Why Other Cities Don’t Do This
The structural reason most Western cities are bad at solo dining is that their restaurant economics depend on table turns and group spend. A two-top occupied by one person represents lost revenue at restaurants where the labor cost of seating any party is fixed. Counter seating solves this — the restaurant fills the counter regardless of how many parties of one show up — but most Western restaurant designs deprioritize counters in favor of tables that can flex from two to four guests.
Tokyo’s restaurants did the opposite. The counter is the primary surface, and tables (when they exist at all) are secondary. The result is a city where the structural incentive of every small restaurant aligns with the solo eater. The chef makes one bowl as profitably as four. The customer can take a single seat without apology. The math works.
Three Solo Meals to Plan
If you have three days in Tokyo and want a tour of solo dining at its best, the structure that we recommend:
Day 1, lunch: A ramen counter in Shinjuku or Shibuya. Fuunji’s tsukemen, queued for at noon, eaten in twelve minutes, with the cook visible the entire time. Total time: 90 minutes including the line. Total cost: ¥1,300.

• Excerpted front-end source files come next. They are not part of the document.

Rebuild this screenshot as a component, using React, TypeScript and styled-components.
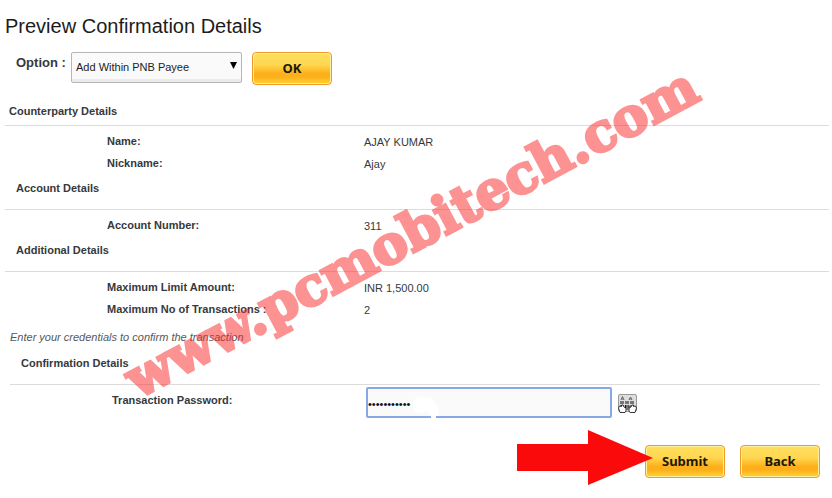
import React from "react";
import styled, { createGlobalStyle } from "styled-components";

const GlobalStyle = createGlobalStyle`
  *, *::before, *::after { box-sizing: border-box; }
  body {
    margin: 0;
    background: #fff;
    color: #36393c;
    font-family: "Liberation Sans", Arial, sans-serif;
    font-size: 11px;
  }
`;

const Page = styled.main`
  position: relative;
  overflow: hidden;
  padding: 0 3px 8px 5px;
`;

const Title = styled.h1`
  margin: 0;
  font-size: 20px;
  font-weight: 400;
  line-height: 52px;
  color: #1c1c1c;
`;

const OptionBar = styled.form`
  display: flex;
  align-items: flex-start;
  padding-left: 11px;
`;

const OptionLabel = styled.label`
  width: 55px;
  font-size: 13px;
  font-weight: 700;
  line-height: 22px;
  white-space: nowrap;
`;

const SelectBox = styled.div`
  position: relative;
  width: 171px;
  margin-right: 10px;
`;

const Select = styled.select`
  appearance: none;
  display: block;
  width: 100%;
  height: 31px;
  padding: 0 20px 2px 4px;
  border: 1px solid #b4b6b8;
  border-radius: 2px;
  background: linear-gradient(#fafafa 0 26px, #ebebeb 26px);
  color: #222;
  font: 11px "Liberation Sans", Arial, sans-serif;
`;

const Caret = styled.svg`
  position: absolute;
  top: 10px;
  right: 5px;
  width: 7px;
  height: 7px;
  pointer-events: none;
`;

const GoldButton = styled.button`
  width: 80px;
  height: 33px;
  padding: 0 0 2px;
  border: 1px solid #f09a28;
  border-radius: 4px;
  background: linear-gradient(#ffdf60 0%, #ffd750 38%, #ffc433 52%, #fdb01c 66%, #fdb01c 78%, #ffc72c 92%);
  box-shadow: inset 0 0 0 1px #fff0a0;
  color: #1c1808;
  font: 700 13px "Noto Sans", "Open Sans", sans-serif;
`;

const SectionTitle = styled.h2<{ $first?: boolean; $indent?: number }>`
  margin: 0;
  padding: ${(p) => (p.$first ? "16px 0 4px" : "4px 0 11px")};
  padding-left: ${(p) => p.$indent ?? 11}px;
  border-bottom: 1px solid #dcdcdc;
  font-size: 11px;
  font-weight: 700;
  line-height: 20px;
`;

const Details = styled.dl`
  margin: 0;
  padding: 4px 0 0 102px;
`;

const DetailRow = styled.div`
  display: grid;
  grid-template-columns: 257px 1fr;
  line-height: 22px;
`;

const Term = styled.dt`
  font-weight: 700;
`;

const Value = styled.dd`
  margin: 0;
  padding-top: 2px;
  line-height: 20px;
`;

const Confirmation = styled.form`
  padding: 7px 9px 0 5px;
`;

const Note = styled.p`
  margin: 0 0 2px;
  font-style: italic;
  line-height: 20px;
  color: #55585b;
`;

const PasswordRow = styled.div`
  display: grid;
  grid-template-columns: 254px 246px auto;
  align-items: start;
  padding: 2px 0 0 102px;
`;

const PasswordLabel = styled.label`
  font-weight: 700;
  line-height: 26px;
`;

const PasswordBox = styled.div`
  position: relative;
`;

const PasswordInput = styled.input`
  display: block;
  width: 100%;
  height: 31px;
  padding: 3px 0 0;
  border: 2px solid #86a9e6;
  border-radius: 2px;
  outline: none;
  background: #fafafa;
  color: #111;
  font: 11px "Liberation Sans", Arial, sans-serif;
`;

const Smudge = styled.svg`
  position: absolute;
  bottom: 0;
  left: 46px;
  width: 28px;
  height: 22px;
  pointer-events: none;
`;

const KeyboardButton = styled.button`
  width: 20px;
  height: 20px;
  margin: 7px 0 0 5px;
  padding: 0;
  border: 0;
  background: none;

  svg { display: block; }
`;

const Actions = styled.div`
  display: flex;
  justify-content: flex-end;
  align-items: flex-start;
  gap: 15px;
  padding: 27px 0 0;
`;

const SubmitSlot = styled.div`
  position: relative;
`;

const Arrow = styled.svg`
  position: absolute;
  top: -15px;
  right: 72px;
  width: 136px;
  height: 56px;
  pointer-events: none;
`;

const Watermark = styled.svg`
  position: absolute;
  top: 0;
  left: 0;
  width: 832px;
  height: 498px;
  pointer-events: none;
  opacity: 0.5;

  text {
    fill: #fa2828;
    stroke: #fa2828;
    stroke-width: 3px;
    font: 700 53px "DejaVu Serif", serif;
  }
`;

type Detail = [label: string, value: string];

const sections: { title: string; indent?: number; rows: Detail[] }[] = [
  { title: "Counterparty Details", indent: 4, rows: [["Name:", "AJAY KUMAR"], ["Nickname:", "Ajay"]] },
  { title: "Account Details", rows: [["Account Number:", "311"]] },
  {
    title: "Additional Details",
    rows: [["Maximum Limit Amount:", "INR 1,500.00"], ["Maximum No of Transactions :", "2"]],
  },
];

function KeyboardIcon() {
  return (
    <svg width="20" height="20" viewBox="0 0 20 20" aria-hidden="true">
      <rect x="1.500" y="0.500" width="18" height="17" rx="1.500" fill="#dedede" stroke="#999" />
      <path d="M4 6 5.500 2.500 7 6M4.500 5h2M12 6l1.500-3L15 6M12.500 5h2" fill="none" stroke="#666" />
      <path d="M3 7h4v3H3zM8 7h4v3H8zM13 7h4v3h-4zM3 11h4v3H3zM8 11h4v3H8zM13 11h4v3h-4z" fill="#777" />
      <path
        d="M3 18.500 1.500 14l1-2 2 .5V11h1.500l1 2 2 1v3l-1 1.500zM18 18.500l1.500-4.500-1-2-2 .5V11H15l-1 2-2 1v3l1 1.500z"
        fill="#fff"
        stroke="#222"
        strokeWidth="0.9"
      />
      <path d="M8.500 11v3M9.500 15h2M12 11.500v2" stroke="#111" />
    </svg>
  );
}

export default function App() {
  return (
    <>
      <GlobalStyle />
      <Page>
        <Title>Preview Confirmation Details</Title>
        <OptionBar onSubmit={(e) => e.preventDefault()}>
          <OptionLabel htmlFor="option">Option :</OptionLabel>
          <SelectBox>
            <Select id="option">
              <option>Add Within PNB Payee</option>
            </Select>
            <Caret viewBox="0 0 7 7" aria-hidden="true">
              <path d="M0 0h7L3.500 7z" fill="#000" />
            </Caret>
          </SelectBox>
          <GoldButton type="submit">OK</GoldButton>
        </OptionBar>

        {sections.map((s, i) => (
          <section key={s.title}>
            <SectionTitle $first={i === 0} $indent={s.indent}>{s.title}</SectionTitle>
            <Details>
              {s.rows.map(([label, value]) => (
                <DetailRow key={label}>
                  <Term>{label}</Term>
                  <Value>{value}</Value>
                </DetailRow>
              ))}
            </Details>
          </section>
        ))}

        <Confirmation onSubmit={(e) => e.preventDefault()}>
          <Note>Enter your credentials to confirm the transaction</Note>
          <SectionTitle>Confirmation Details</SectionTitle>
          <PasswordRow>
            <PasswordLabel htmlFor="password">Transaction Password:</PasswordLabel>
            <PasswordBox>
              <PasswordInput id="password" type="password" defaultValue="abcdefghijk" />
              <Smudge viewBox="0 0 28 22" aria-hidden="true">
                <path
                  d="M3 3c3-3 8-3 11-1 4-1 8 1 9 5 4 2 5 8 3 13h-2v2h-5v-3c-2-1-3-3-4-5-4 4-9 4-12 0-3-3-3-8 0-11z"
                  fill="#fff"
                />
              </Smudge>
            </PasswordBox>
            <KeyboardButton type="button" aria-label="Virtual keyboard">
              <KeyboardIcon />
            </KeyboardButton>
          </PasswordRow>
          <Actions>
            <SubmitSlot>
              <GoldButton type="submit">Submit</GoldButton>
              <Arrow viewBox="0 0 136 56" aria-hidden="true">
                <path d="M0 14h71V0l65 28-65 27V41H0z" fill="#fa0a0a" />
              </Arrow>
            </SubmitSlot>
            <GoldButton type="button">Back</GoldButton>
          </Actions>
        </Confirmation>

        <Watermark viewBox="0 0 832 498" aria-hidden="true">
          <text transform="translate(138 399) rotate(-28)">www.pcmobitech.com</text>
        </Watermark>
      </Page>
    </>
  );
}
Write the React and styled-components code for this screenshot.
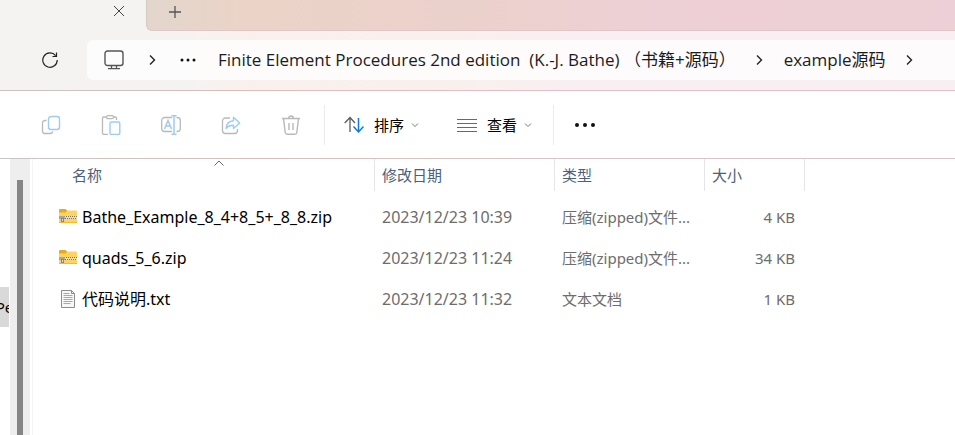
import styled, { createGlobalStyle } from 'styled-components';

const GlobalStyle = createGlobalStyle`
    * {
        box-sizing: border-box;
    }
    body {
        margin: 0;
        background: #fff;
        font-family: 'Noto Sans', 'Noto Sans CJK SC', sans-serif;
        font-size: 15px;
        color: #000;
    }
    button, input {
        font: inherit;
        color: inherit;
    }
`;

const Window = styled.div`
    height: 100vh;
    display: flex;
    flex-direction: column;
    overflow: hidden;
`;
const Chrome = styled.header`
    height: 91px;
    flex: none;
    background: linear-gradient(90deg, #f4f3f1 0%, #f5f3f1 20%, #faf0ed 27%, #f9f0ee 48%, #f9eef2 62%, #f9eff2 100%);
    border-bottom: 1px solid;
    border-image: linear-gradient(90deg, #c8c6c4, #d9bfb9 25%, #dfc0c8 60%) 1;
`;
const Tabs = styled.div`
    height: 31px;
    display: flex;
    align-items: flex-start;
`;
const IconButton = styled.button`
    width: ${(props) => props.$size || 24}px;
    height: ${(props) => props.$size || 24}px;
    flex: none;
    padding: 0;
    border: 0;
    background: none;
    display: flex;
    align-items: center;
    justify-content: center;
    cursor: pointer;

    svg {
        display: block;
        flex: none;
    }
`;
const ActiveTab = styled.div`
    width: 146px;
    padding-right: 16px;
    display: flex;
    justify-content: flex-end;
    flex: none;
`;
const TabStrip = styled.div`
    flex: 1;
    height: 31px;
    padding-left: 16px;
    border-left: 1px solid #d8c9c0;
    border-bottom: 1px solid #dfc6c7;
    border-bottom-left-radius: 6px;
    background: linear-gradient(90deg, #e2d6cc 0%, #ebd3c7 12%, #ebd1cc 40%, #edd0d5 62%, #edcfd7 100%);
`;
const AddressRow = styled.div`
    height: 59px;
    padding: 9px 0 10px 36px;
    display: flex;
    align-items: center;
`;
const AddressBar = styled.nav`
    flex: 1;
    height: 40px;
    margin-left: 24px;
    padding-left: 15px;
    border-radius: 6px 0 0 6px;
    background: rgba(255, 255, 255, 0.75);
    display: flex;
    align-items: center;
    white-space: pre;
    overflow: hidden;
`;
const Crumb = styled.a`
    font-family: 'Open Sans', 'Noto Sans CJK SC', sans-serif;
    font-size: 17px;
    line-height: 24px;
    color: #1c1c1c;
    text-decoration: none;
    margin-left: ${(props) => props.$before || 14}px;
    margin-right: 12px;
`;
const Toolbar = styled.div`
    height: 68px;
    flex: none;
    padding-left: 36px;
    border-bottom: 1px solid;
    border-image: linear-gradient(90deg, #c8c6c6, #d6bfbc 25%, #d9c5c8 60%) 1;
    display: flex;
    align-items: center;
`;
const Actions = styled.div`
    display: flex;
    gap: 30px;
    padding-right: 18px;
`;
const ToolGroup = styled.div`
    height: 40px;
    padding: 0 21px 0 19px;
    border-left: 1px solid #ececec;
    display: flex;
    align-items: center;
    gap: 38px;
`;
const MenuButton = styled.button`
    padding: 0;
    border: 0;
    background: none;
    display: flex;
    align-items: center;
    gap: 10px;
    cursor: pointer;
    line-height: 24px;
`;
const MenuLabel = styled.span`
    margin-right: -3px;
`;
const Body = styled.div`
    flex: 1;
    min-height: 0;
    display: flex;
`;
const Sidebar = styled.aside`
    width: 9px;
    flex: none;
    padding-top: 128px;
    overflow: hidden;
`;
const SideItem = styled.div`
    height: 40px;
    background: #d9d9d9;
    display: flex;
    align-items: center;
    justify-content: center;
    white-space: nowrap;
`;
const Scrollbar = styled.div`
    width: 20px;
    flex: none;
    margin-left: 1px;
    padding: 21px 7px 0;
    background: #eeeeee;
`;
const Thumb = styled.div`
    width: 6px;
    height: 100%;
    background: #858585;
`;
const Main = styled.main`
    flex: 1;
    min-width: 0;
    margin-left: 2px;
    border-left: 1px solid #f4f4f4;
    padding-left: 19px;
`;
const FileTable = styled.table`
    width: 753px;
    table-layout: fixed;
    border-collapse: separate;
    border-spacing: 0;
`;
const HeadCell = styled.th`
    position: relative;
    width: ${(props) => props.$width}px;
    height: 32px;
    padding: 0 7px;
    padding-left: ${(props) => (props.$first ? 20 : 7)}px;
    border-right: 1px solid #e5e5e5;
    color: #4c607a;
    font-weight: 400;
    line-height: 22px;
    text-align: left;
`;
const SortMark = styled.svg`
    position: absolute;
    left: calc(50% + 1px);
    top: 1px;
`;
const Row = styled.tr`
    height: 41px;
`;
const Cell = styled.td`
    padding: 0 7px;
    color: #6d6d6d;
    font-size: ${(props) => (props.$large ? 16 : 15)}px;
    line-height: 22px;
    text-align: ${(props) => (props.$right ? 'right' : 'left')};
    padding-right: ${(props) => (props.$right ? 10 : 7)}px;
    white-space: nowrap;
    overflow: hidden;
    text-overflow: ellipsis;
`;
const NameCell = styled(Cell)`
    color: #000;
`;
const FileName = styled.div`
    display: flex;
    align-items: center;
    gap: 5px;

    svg {
        flex: none;
    }
`;
const Spacer = styled.tbody`
    height: 5px;
`;

const grey = '#b9b9b9';
const blue = '#9dccf0';

const Icon = ({ size = 20, children, ...rest }) => (
    <svg width={size} height={size} viewBox={`0 0 ${size} ${size}`} fill="none" aria-hidden="true" {...rest}>
        {children}
    </svg>
);

const CopyIcon = () => (
    <Icon>
        <path d="M5.500 5.500H4A2.500 2.500 0 0 0 1.500 8v8A2.500 2.500 0 0 0 4 18.500h5.500a2.500 2.500 0 0 0 2.400-2" stroke={grey} strokeWidth="1.300" />
        <rect x="7.500" y="1.500" width="11" height="13" rx="2.500" stroke={blue} strokeWidth="1.400" />
    </Icon>
);

const PasteIcon = () => (
    <Icon>
        <path d="M6 2H2.500A1 1 0 0 0 1.500 3v15a1.500 1.500 0 0 0 1.500 1.500h4M12 2h2.500a1 1 0 0 1 1 1v2" stroke={grey} strokeWidth="1.300" />
        <rect x="5.500" y="0.700" width="7" height="3" rx="1.500" stroke={grey} strokeWidth="1.300" />
        <rect x="9" y="7" width="9.800" height="12.500" rx="1.500" stroke={blue} strokeWidth="1.400" />
    </Icon>
);

const RenameIcon = () => (
    <Icon>
        <path d="M11 2.500H3.700a3 3 0 0 0-3 3v8a3 3 0 0 0 3 3H11M15.500 2.500h.8a3 3 0 0 1 3 3v8a3 3 0 0 1-3 3h-.8" stroke={grey} strokeWidth="1.300" />
        <path d="M3.500 14 7 5.500l3.500 8.500M4.800 11h4.500M10.500 0.700h5M10.500 19.300h5M13 0.700v18.600" stroke={blue} strokeWidth="1.500" />
    </Icon>
);

const ShareIcon = () => (
    <Icon>
        <path d="M9 3H4.500a3 3 0 0 0-3 3v9.500a3 3 0 0 0 3 3h9a3 3 0 0 0 3-3V14" stroke={grey} strokeWidth="1.300" />
        <path d="M12.500 2.300 18.700 8l-6.200 5.500v-3.200c-3.200 0-5.500.8-7.500 3.200.5-4.500 3-7.500 7.500-7.800z" stroke={blue} strokeWidth="1.400" strokeLinejoin="round" />
    </Icon>
);

const TrashIcon = () => (
    <Icon>
        <path d="M1 3.500h18M7.500 3.500a2.500 2.500 0 0 1 5 0M2.500 3.500l1.700 14a2 2 0 0 0 2 1.800h7.600a2 2 0 0 0 2-1.800l1.700-14M8 8v7M12 8v7" stroke={grey} strokeWidth="1.400" />
    </Icon>
);

const SortIcon = () => (
    <Icon>
        <path d="M6 17V2.500M0.700 8 6 2.500 11 8" stroke="#5c5c5c" strokeWidth="1.300" />
        <path d="M14.500 3v14M9.500 11.500l5 5.500 5-5.500" stroke="#0f7bd3" strokeWidth="1.500" />
    </Icon>
);

const ViewIcon = () => (
    <Icon>
        <path d="M0 4.500h20M0 8.500h20M0 12.500h20M0 16.500h20" stroke="#696969" />
    </Icon>
);

const DownIcon = () => (
    <Icon size={8}>
        <path d="m1 2.500 3 3 3-3" stroke="#777" />
    </Icon>
);

const ChevronIcon = () => (
    <Icon size={12}>
        <path d="m4 1.500 4.500 4.500L4 10.500" stroke="#222" strokeWidth="1.400" />
    </Icon>
);

const DotsIcon = ({ size = 20, r = 1.9, gap = 8 }) => (
    <Icon size={size} fill="#111">
        <circle cx={size / 2 - gap} cy={size / 2} r={r} />
        <circle cx={size / 2} cy={size / 2} r={r} />
        <circle cx={size / 2 + gap} cy={size / 2} r={r} />
    </Icon>
);

const ZipIcon = () => (
    <Icon size={18}>
        <path d="M0 5V2a1 1 0 0 1 1-1h5.500l2 2v2z" fill="#e9ab17" />
        <path d="M0 4.500h6.500L8.500 2.500H17a1 1 0 0 1 1 1V15H0z" fill="#ffd35c" />
        <path d="M0 14h18v1H0z" fill="#f0bb3a" />
        <path d="M4 8h14v3H4z" fill="#e9dfc0" />
        <path d="M5 8.500h13M6 10.500h12" stroke="#77736a" strokeDasharray="1 1" />
        <path d="M0 8h6v3H0z" fill="#a5a5a5" />
        <path d="M2 10h3v4H2z" fill="#858585" />
        <path d="M3 11h1v2H3z" fill="#ddd" />
    </Icon>
);

const TextIcon = () => (
    <Icon size={18}>
        <path d="M2.500 0.500h10l3 3v14h-13z" fill="#f7f7f7" stroke="#8b8b8b" />
        <path d="M12.500 0.500v3h3" stroke="#8b8b8b" />
        <path d="M4.500 3.500h6M4.500 5.500h9M4.500 7.500h9M4.500 9.500h9M4.500 11.500h9M4.500 13.500h7" stroke="#a9a9a9" />
    </Icon>
);

const actions = [
    { label: '复制', icon: CopyIcon },
    { label: '粘贴', icon: PasteIcon },
    { label: '重命名', icon: RenameIcon },
    { label: '共享', icon: ShareIcon },
    { label: '删除', icon: TrashIcon },
];

const files = [
    { name: 'Bathe_Example_8_4+8_5+_8_8.zip', date: '2023/12/23 10:39', type: '压缩(zipped)文件...', size: '4 KB', icon: ZipIcon },
    { name: 'quads_5_6.zip', date: '2023/12/23 11:24', type: '压缩(zipped)文件...', size: '34 KB', icon: ZipIcon },
    { name: '代码说明.txt', date: '2023/12/23 11:32', type: '文本文档', size: '1 KB', icon: TextIcon },
];

const App = () => {
    return (
        <Window>
            <GlobalStyle />
            <Chrome>
                <Tabs>
                    <ActiveTab>
                        <IconButton $size={22} aria-label="关闭">
                            <Icon size={12}><path d="m1 1 10 10M11 1 1 11" stroke="#444" /></Icon>
                        </IconButton>
                    </ActiveTab>
                    <TabStrip>
                        <IconButton aria-label="新标签页">
                            <Icon size={12}><path d="M6 0v12M0 6h12" stroke="#555" strokeWidth="1.300" /></Icon>
                        </IconButton>
                    </TabStrip>
                </Tabs>
                <AddressRow>
                    <IconButton $size={27} aria-label="刷新">
                        <Icon size={16}>
                            <path d="M13.600 3.600A7.200 7.200 0 1 0 15.200 8M14.500 0.500v4h-4" stroke="#222" strokeWidth="1.200" />
                        </Icon>
                    </IconButton>
                    <AddressBar>
                        <IconButton aria-label="此电脑">
                            <Icon>
                                <rect x="1" y="1" width="18" height="14.500" rx="2.500" stroke="#555" strokeWidth="1.400" />
                                <path d="M7.500 16v3M12.500 16v3M4 18.700h12" stroke="#555" strokeWidth="1.300" />
                            </Icon>
                        </IconButton>
                        <IconButton $size={52} aria-label="展开"><ChevronIcon /></IconButton>
                        <IconButton $size={20} aria-label="更多"><DotsIcon size={16} r={1.5} gap={6} /></IconButton>
                        <Crumb href="#" $before={20}>Finite Element Procedures 2nd edition  (K.-J. Bathe) （书籍+源码）</Crumb>
                        <IconButton $size={22} aria-label="展开"><ChevronIcon /></IconButton>
                        <Crumb href="#">example源码</Crumb>
                        <IconButton $size={22} aria-label="展开"><ChevronIcon /></IconButton>
                    </AddressBar>
                </AddressRow>
            </Chrome>
            <Toolbar>
                <Actions>
                    {actions.map(({ label, icon: Glyph }) => (
                        <IconButton key={label} $size={30} aria-label={label} disabled><Glyph /></IconButton>
                    ))}
                </Actions>
                <ToolGroup>
                    <MenuButton><SortIcon /><MenuLabel>排序</MenuLabel><DownIcon /></MenuButton>
                    <MenuButton><ViewIcon /><MenuLabel>查看</MenuLabel><DownIcon /></MenuButton>
                </ToolGroup>
                <ToolGroup>
                    <IconButton aria-label="查看更多"><DotsIcon size={24} r={2} /></IconButton>
                </ToolGroup>
            </Toolbar>
            <Body>
                <Sidebar>
                    <SideItem>Pe</SideItem>
                </Sidebar>
                <Scrollbar>
                    <Thumb />
                </Scrollbar>
                <Main>
                    <FileTable>
                        <thead>
                            <tr>
                                <HeadCell $width={323} $first>
                                    名称
                                    <SortMark width="10" height="6" viewBox="0 0 10 6" fill="none">
                                        <path d="m0.500 5.500 4.500-4.500 4.500 4.500" stroke="#666" />
                                    </SortMark>
                                </HeadCell>
                                <HeadCell $width={180}>修改日期</HeadCell>
                                <HeadCell $width={150}>类型</HeadCell>
                                <HeadCell $width={100}>大小</HeadCell>
                            </tr>
                        </thead>
                        <Spacer><tr><td /></tr></Spacer>
                        <tbody>
                            {files.map(({ name, date, type, size, icon: Glyph }) => (
                                <Row key={name}>
                                    <NameCell $large><FileName><Glyph />{name}</FileName></NameCell>
                                    <Cell $large>{date}</Cell>
                                    <Cell>{type}</Cell>
                                    <Cell $right>{size}</Cell>
                                </Row>
                            ))}
                        </tbody>
                    </FileTable>
                </Main>
            </Body>
        </Window>
    );
};

export default App;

Day 2, dinner: A counter izakaya in a quiet neighborhood. Three small plates, one drink, ninety minutes of unhurried eating with the cook in front of you. The setting is unimportant; the experience is consistent across most Tokyo neighborhoods. Total cost: ¥4,000.
Day 3, the omakase lunch: A serious sushi counter in Ginza or Yotsuya, booked through a hotel concierge or Pocket Concierge, ten to fifteen pieces over the course of ninety minutes. This is the meal where solo dining moves from “convenient” to “actually preferable.” The chef is talking to one person. That person is you. Total cost: ¥10,000–¥18,000.
You do not need to follow this exact sequence. You do need to set aside the assumption you brought from home — that eating alone is a compromise. In Tokyo, alone is the format the food was made for.